À l’époque où elle prononçait ces mots, il se mêlait à sa tendresse un légitime orgueil. Ce fils chéri, favori des dieux, aussi beau qu’intelligent, et qu’elle avait senti dès le berceau tout palpitant de forces impatientes, — elle savait qu’il lui avait dû dans son enfance plus et mieux que des soins de nourrice. Elle avait contribué au glorieux épanouissement de son esprit, gêné dans son expansion par les manies du père. La routine bourgeoise s’était faite oppressive et triste à leur foyer. Mme Goethe la contrecarra perpétuellement, tantôt sans y penser, parce qu’il lui était impossible de ne pas avoir ses idées à elle et de ne pas les crier sur les toits ; tantôt parce qu’elle se souvenait de ses propres aspirations vers des horizons plus larges, au temps où ses sœurs l’appelaient la Princesse parce qu’elle aimait à lire. Le père s’appliquait à faire entrer l’esprit de ses enfans dans un moule décent et correct où il n’y eût place pour aucune hardiesse. La mère les excitait sans cesse à faire éclater les moules. Wolfgang et Cornélie furent à peine hors du maillot, que le contraste des deux influences devint sensible.

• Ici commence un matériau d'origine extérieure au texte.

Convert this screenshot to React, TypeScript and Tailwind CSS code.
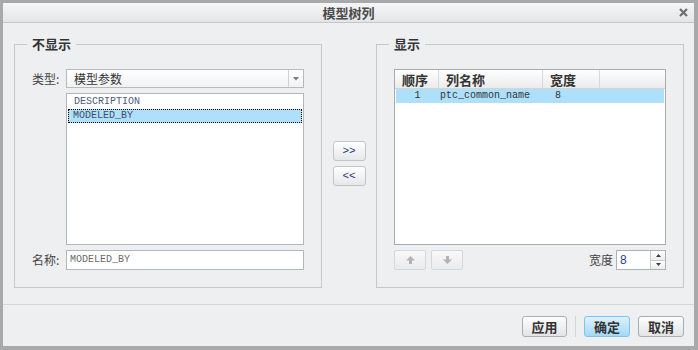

Il se dessina d’abord à propos de la question qui domine toutes les autres en éducation, et sur laquelle on variera éternellement. L’heureuse floraison d’une jeune intelligence dépend des soins donnés à l’imagination, au détriment de la pure raison, et nous savons que jamais l’accord ne s’est fait sur la mesure à garder. Caspar Goethe avait la tête trop froide pour admettre le plus léger partage, et pour reconnaître d’autres droits que ceux de la raison. Il s’attacha donc de très bonne heure à combattre chez ses enfans le sentiment du mystérieux et de l’invisible. Par bonheur pour eux, il avait épousé une femme qui méprisait profondément u les gens pour lesquels le soleil levant n’est plus un miracle, » et

  1. Goethes Briefwechsel mit einem Kinde. Nous citons en général la traduction de Séb. Albin. La passion romanesque de Bettina Brentano pour Goethe vieillissant est bien connue. Leur correspondance ne doit être lue qu’avec la plus grande défiance ; Bettina y a tant ajouté du sien avant de la livrer à l’imprimeur, qu’on l’a appelée avec raison un roman historique.